The department was affiliated to the Ministry of Justice in 1875; the Ministry of Agriculture 1876; and the Ministry of Finance in 1878. The post site changed venues several times. In 1874 it was at the Posta Street in Alexandria, and in December 1888 it moved to its current site in Ataba Square in Cairo. The World Postal Union was founded on 9 October 1874 in Bern following an aggregation of 22 countries—Egypt included.
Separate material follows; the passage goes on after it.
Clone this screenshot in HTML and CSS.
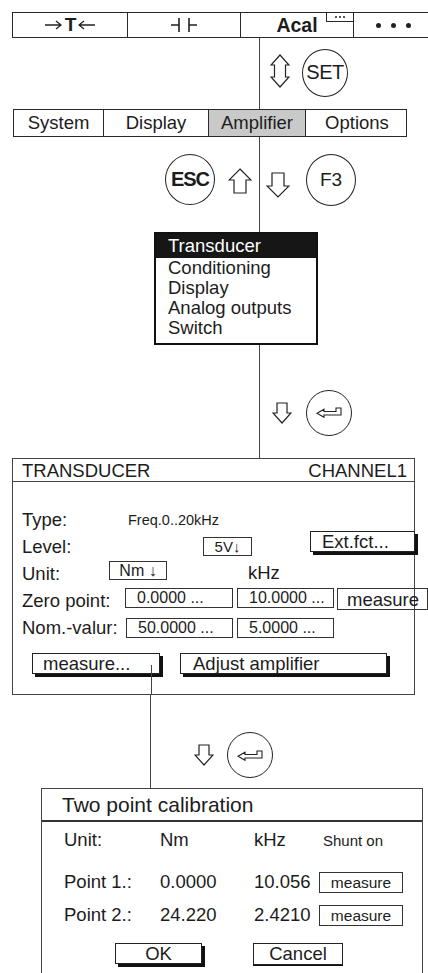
FILE: index.html
```html
<!DOCTYPE html>
<html>
<head>
<meta charset="utf-8">
<title>Amplifier menu</title>
<link rel="stylesheet" href="styles.css">
</head>
<body>
<div class="canvas">

  <div class="topbar">
    <div class="tcell tare">
      <svg class="harr" width="17" height="10" viewBox="0 0 17 10"><path d="M0 5H16M11 1L16 5L11 9" fill="none" stroke="#222" stroke-width="1.3"/></svg>
      <b>T</b>
      <svg class="harr" width="17" height="10" viewBox="0 0 17 10"><path d="M17 5H1M6 1L1 5L6 9" fill="none" stroke="#222" stroke-width="1.3"/></svg>
    </div>
    <div class="tcell">
      <svg class="capsym" width="26" height="14" viewBox="0 0 26 14"><path d="M0 7H8M8 0V14M18 0V14M18 7H26" fill="none" stroke="#222" stroke-width="1.6"/></svg>
    </div>
    <div class="tcell acal"><b>Acal</b><span class="badge"><i></i><i></i><i></i></span></div>
    <div class="tcell dots"><i></i><i></i><i></i></div>
  </div>

  <div class="link link1">
    <div class="vline"></div>
    <svg class="updown" width="20" height="34" viewBox="0 0 20 34"><path d="M10 1L19 11H15.5V23H19L10 33L1 23H4.5V11H1Z" fill="none" stroke="#222" stroke-width="1.2" stroke-linejoin="miter"/></svg>
    <div class="key key-set">SET</div>
  </div>

  <div class="tabs">
    <div class="tab">System</div>
    <div class="tab">Display</div>
    <div class="tab active">Amplifier</div>
    <div class="tab">Options</div>
  </div>

  <div class="link link2">
    <div class="key key-esc">ESC</div>
    <svg class="arrow-up" width="24" height="26" viewBox="0 0 24 26"><path d="M12 1L23 12H18V25H6V12H1Z" fill="none" stroke="#222" stroke-width="1.2"/></svg>
    <div class="vline"></div>
    <svg class="arrow-down" width="24" height="26" viewBox="0 0 24 26"><path d="M6 1H18V14H23L12 25L1 14H6Z" fill="none" stroke="#222" stroke-width="1.2"/></svg>
    <div class="key key-f3">F3</div>
  </div>

  <div class="menu">
    <div class="mi sel">Transducer</div>
    <div class="mi">Conditioning</div>
    <div class="mi">Display</div>
    <div class="mi">Analog outputs</div>
    <div class="mi">Switch</div>
  </div>

  <div class="link link3">
    <div class="vline"></div>
    <svg class="arrow-sm" width="20" height="22" viewBox="0 0 20 22"><path d="M5 1H15V11H19L10 21L1 11H5Z" fill="none" stroke="#222" stroke-width="1.2"/></svg>
    <div class="key key-enter"><svg width="26" height="11" viewBox="0 0 26 11"><path d="M1 6.3L8 2.3V4.5H20V1H25V8H8V10.3Z" fill="none" stroke="#222" stroke-width="1.1"/></svg></div>
  </div>

  <section class="panel">
    <div class="ph"><span>TRANSDUCER</span><span>CHANNEL1</span></div>
    <div class="pb">
      <div class="row row-type"><span class="lbl">Type:</span><span class="small">Freq.0..20kHz</span></div>
      <div class="row row-level"><span class="lbl">Level:</span><span class="fld fld-lv">5V↓</span><span class="btn btn-ext">Ext.fct...</span></div>
      <div class="row row-unit"><span class="lbl">Unit:</span><span class="fld fld-nm">Nm ↓</span><span class="khz">kHz</span></div>
      <div class="row row-zero"><span class="lbl">Zero point:</span><span class="fld fld-a">0.0000 ...</span><span class="fld fld-b">10.0000 ...</span><span class="fld fld-m">measure</span></div>
      <div class="row row-nom"><span class="lbl">Nom.-valur:</span><span class="fld fld-a2">50.0000 ...</span><span class="fld fld-b">5.0000 ...</span></div>
      <div class="btnrow"><span class="btn btn-meas">measure...</span><span class="btn btn-adj">Adjust amplifier</span></div>
      <div class="tail"><div class="vline"></div></div>
    </div>
  </section>

  <div class="link link4">
    <div class="vline"></div>
    <svg class="arrow-sm" width="20" height="22" viewBox="0 0 20 22"><path d="M5 1H15V11H19L10 21L1 11H5Z" fill="none" stroke="#222" stroke-width="1.2"/></svg>
    <div class="key key-enter"><svg width="26" height="11" viewBox="0 0 26 11"><path d="M1 6.3L8 2.3V4.5H20V1H25V8H8V10.3Z" fill="none" stroke="#222" stroke-width="1.1"/></svg></div>
  </div>

  <section class="dialog">
    <div class="dt">Two point calibration</div>
    <div class="db">
      <div class="drow drow-unit"><span>Unit:</span><span>Nm</span><span>kHz</span><span class="shunt">Shunt on</span></div>
      <div class="drow drow-p1"><span>Point 1.:</span><span>0.0000</span><span>10.056</span><span class="dbox">measure</span></div>
      <div class="drow drow-p2"><span>Point 2.:</span><span>24.220</span><span>2.4210</span><span class="dbox">measure</span></div>
      <div class="dbtns"><span class="btn btn-ok">OK</span><span class="btn btn-cancel">Cancel</span></div>
    </div>
  </section>

</div>
</body>
</html>
```

FILE: styles.css
```css
html, body {
  margin: 0;
  padding: 0;
  overflow: hidden;
  background: #fff;
}
body {
  width: 428px;
  height: 973px;
  font-family: "Liberation Sans", Arial, sans-serif;
  color: #1c1c1c;
}
.canvas {
  padding-top: 12px;
}

/* ---------- top bar ---------- */
.topbar {
  display: grid;
  grid-template-columns: 114px 113px 113px 80px;
  width: 420px;
  height: 26px;
  margin-left: 12px;
  border: 1px solid #2a2a2a;
  box-sizing: border-box;
}
.tcell {
  display: flex;
  align-items: center;
  justify-content: center;
  border-left: 1px solid #2a2a2a;
  font-size: 19px;
}
.tcell:first-child { border-left: none; }
.tare b { font-size: 19px; margin: 0 2px 0 3px; }
.harr { flex: none; }
.acal { position: relative; }
.acal b { font-size: 19.5px; }
.badge {
  position: absolute;
  top: -1px;
  right: -1px;
  width: 26px;
  height: 8px;
  border: 1px solid #2a2a2a;
  display: flex;
  align-items: center;
  justify-content: center;
  gap: 2px;
}
.badge i {
  width: 2px;
  height: 2px;
  background: #222;
  border-radius: 50%;
}
.dots { gap: 10px; }
.dots i {
  width: 5px;
  height: 5px;
  border-radius: 50%;
  background: #222;
}

/* ---------- connectors ---------- */
.link {
  display: flex;
  align-items: center;
}
.vline {
  width: 1px;
  align-self: stretch;
  background: #444;
}
.key {
  box-sizing: border-box;
  border: 1px solid #222;
  border-radius: 50%;
  display: flex;
  align-items: center;
  justify-content: center;
  flex: none;
}
.link1 {
  height: 71px;
  padding-left: 259px;
}
.link1 .updown { margin-left: 10px; margin-bottom: 6px; }
.key-set {
  width: 46px;
  height: 48px;
  margin-left: 12px;
  margin-bottom: 2px;
  font-size: 20px;
  letter-spacing: -0.5px;
}

.link2 {
  height: 95px;
  padding-left: 165px;
}
.key-esc {
  width: 50px;
  height: 51px;
  margin-bottom: 11px;
  font-size: 20px;
  font-weight: bold;
  letter-spacing: -1px;
}
.arrow-up { margin-left: 13px; margin-bottom: 8px; }
.link2 .vline { margin-left: 7px; }
.arrow-down { margin-left: 6px; }
.key-f3 {
  width: 50px;
  height: 52px;
  margin-left: 16px;
  margin-bottom: 10px;
  font-size: 19px;
}

.link3 {
  height: 113px;
  padding-left: 259px;
}
.link3 .arrow-sm { margin-left: 12px; margin-top: 22px; }
.key-enter {
  width: 46px;
  height: 46px;
}
.link3 .key-enter { margin-left: 14px; margin-top: 22px; }

.link4 {
  height: 93px;
  padding-left: 150px;
}
.link4 .arrow-sm { margin-left: 43px; margin-top: 27px; }
.link4 .key-enter { margin-left: 13px; margin-top: 27px; }

/* ---------- tabs ---------- */
.tabs {
  display: grid;
  grid-template-columns: 89px 105px 97px 103px;
  width: 394px;
  height: 28px;
  margin-left: 13px;
  border: 1px solid #2a2a2a;
  box-sizing: border-box;
}
.tab {
  display: flex;
  align-items: center;
  justify-content: center;
  border-left: 1px solid #2a2a2a;
  font-size: 18.5px;
}
.tab:first-child { border-left: none; }
.tab.active { background: #c9c9c9; }

/* ---------- dropdown menu ---------- */
.menu {
  width: 164px;
  margin-left: 154px;
  border: 2px solid #111;
  box-sizing: border-box;
  padding-bottom: 5px;
}
.mi {
  font-size: 18.5px;
  line-height: 20px;
  padding-left: 12px;
}
.mi.sel {
  background: #161616;
  color: #fff;
  line-height: 24px;
}

/* ---------- transducer panel ---------- */
.panel {
  width: 403px;
  margin-left: 12px;
  border: 1px solid #444;
  box-sizing: border-box;
}
.ph {
  display: flex;
  justify-content: space-between;
  height: 22px;
  line-height: 23px;
  padding: 0 7px 0 9px;
  border-bottom: 1px solid #444;
  font-size: 18.5px;
}
.pb {
  padding: 24px 0 0 9px;
}
.row {
  display: flex;
  align-items: center;
  height: 27px;
  font-size: 18.5px;
}
.lbl { flex: none; }
.row-type .lbl { width: 106px; }
.small { font-size: 14.5px; }
.row-level .lbl { width: 181px; }
.row-unit .lbl { width: 87px; }
.row-zero .lbl { width: 103px; }
.row-nom .lbl { width: 104px; }

.fld {
  box-sizing: border-box;
  height: 20px;
  border: 1px solid #333;
  font-size: 16px;
  line-height: 18px;
  padding-left: 11px;
  flex: none;
  white-space: nowrap;
}
.fld-lv {
  width: 49px;
  height: 19px;
  padding-left: 0;
  text-align: center;
  font-size: 15px;
}
.fld-nm {
  width: 58px;
  height: 19px;
  padding-left: 0;
  text-align: center;
  margin-bottom: 7px;
}
.khz { margin-left: 81px; margin-bottom: 2px; }
.fld-a { width: 108px; margin-bottom: 6px; }
.fld-a2 { width: 107px; }
.fld-b { width: 97px; margin-left: 4px; }
.row-zero .fld-b { margin-bottom: 6px; }
.fld-m {
  width: 91px;
  height: 22px;
  margin-left: 3px;
  padding-left: 9px;
  font-size: 18.5px;
  line-height: 21px;
  margin-bottom: 4px;
}

.btn {
  box-sizing: border-box;
  border: 1px solid #222;
  box-shadow: 3px 3px 0 #111;
  font-size: 18.5px;
  flex: none;
  white-space: nowrap;
}
.btn-ext {
  width: 105px;
  height: 21px;
  line-height: 19px;
  margin-left: 58px;
  padding-left: 11px;
  margin-bottom: 10px;
}
.btnrow {
  display: flex;
  margin-top: 12px;
  height: 23px;
}
.btn-meas {
  width: 128px;
  height: 21px;
  line-height: 20px;
  margin-left: 10px;
  padding-left: 10px;
}
.btn-adj {
  width: 207px;
  height: 21px;
  line-height: 20px;
  margin-left: 20px;
  padding-left: 12px;
}
.tail {
  display: flex;
  height: 29px;
  margin-top: -11px;
  padding-left: 129px;
}

/* ---------- calibration dialog ---------- */
.dialog {
  width: 382px;
  margin-left: 41px;
  border: 1px solid #444;
  border-bottom: none;
  box-sizing: border-box;
}
.dt {
  height: 31px;
  line-height: 32px;
  font-size: 21px;
  padding-left: 20px;
  border-bottom: 2px solid #333;
}
.db {
  padding: 6px 0 6px 22px;
}
.drow {
  display: grid;
  grid-template-columns: 96px 94px 65px 90px;
  align-items: center;
  height: 24px;
  font-size: 18.5px;
}
.shunt {
  font-size: 15px;
  padding-left: 4px;
}
.drow-p1 { margin-top: 18px; }
.drow-p2 { margin-top: 9px; }
.dbox {
  box-sizing: border-box;
  width: 84px;
  height: 21px;
  border: 1px solid #333;
  font-size: 15.5px;
  line-height: 19px;
  text-align: center;
}
.dbtns {
  display: flex;
  margin-top: 16px;
  height: 24px;
}
.btn-ok {
  width: 87px;
  height: 21px;
  line-height: 20px;
  margin-left: 51px;
  text-align: center;
}
.btn-cancel {
  width: 90px;
  height: 22px;
  line-height: 20px;
  margin-left: 51px;
  text-align: center;
  box-shadow: 0 1px 0 #111;
}
```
Member countries now number 191. Since 1981, member countries have celebrated the foundation of the World Postal Union with a unified logo.

Tribute

On June 2, 1919 Sultan Fouad (afterwards king from 1922 until his death in 1936) decreed that henceforth the Poste Egyptienne would be the responsibility of the newly-created Ministry of Communications which also included the railways and telegram and telephone services.

The Post Department stayed under the control of the royal family until the 1952 Revolution, when it was allocated an individual budget. This put an end to the foreign-run post offices and, in 1957 the Egyptian Post Authority was founded to replace the Post Department. Two years later civil post offices were established, followed by in 1961the first postal school.

In 1966, President Gamal Abdel-Nasser issued a decree to establish the Public Post Authority to replace the Post Authority. The name was again changed in 1982, this time to the National Post Authority; this body was placed under the supervision of the Ministry of Communications and Information in 1999.

The commemoration of the 70th anniversary of the foundation of the World Postal Union in February 1934 marked the peak of Egypt’s postal history, with Cairo playing host to the 10th Universal Postal Congress. Its president was Egypt’s minister of communication, Ibrahim Fahmi Karim Pasha. To mark the occasion, two commemorative stamps bearing the portrait of Khedive Ismail were issued as a tribute to the man who introduced the first modern postal administration to Egypt, and under whose reign the first Egyptian stamp was issued in 1866.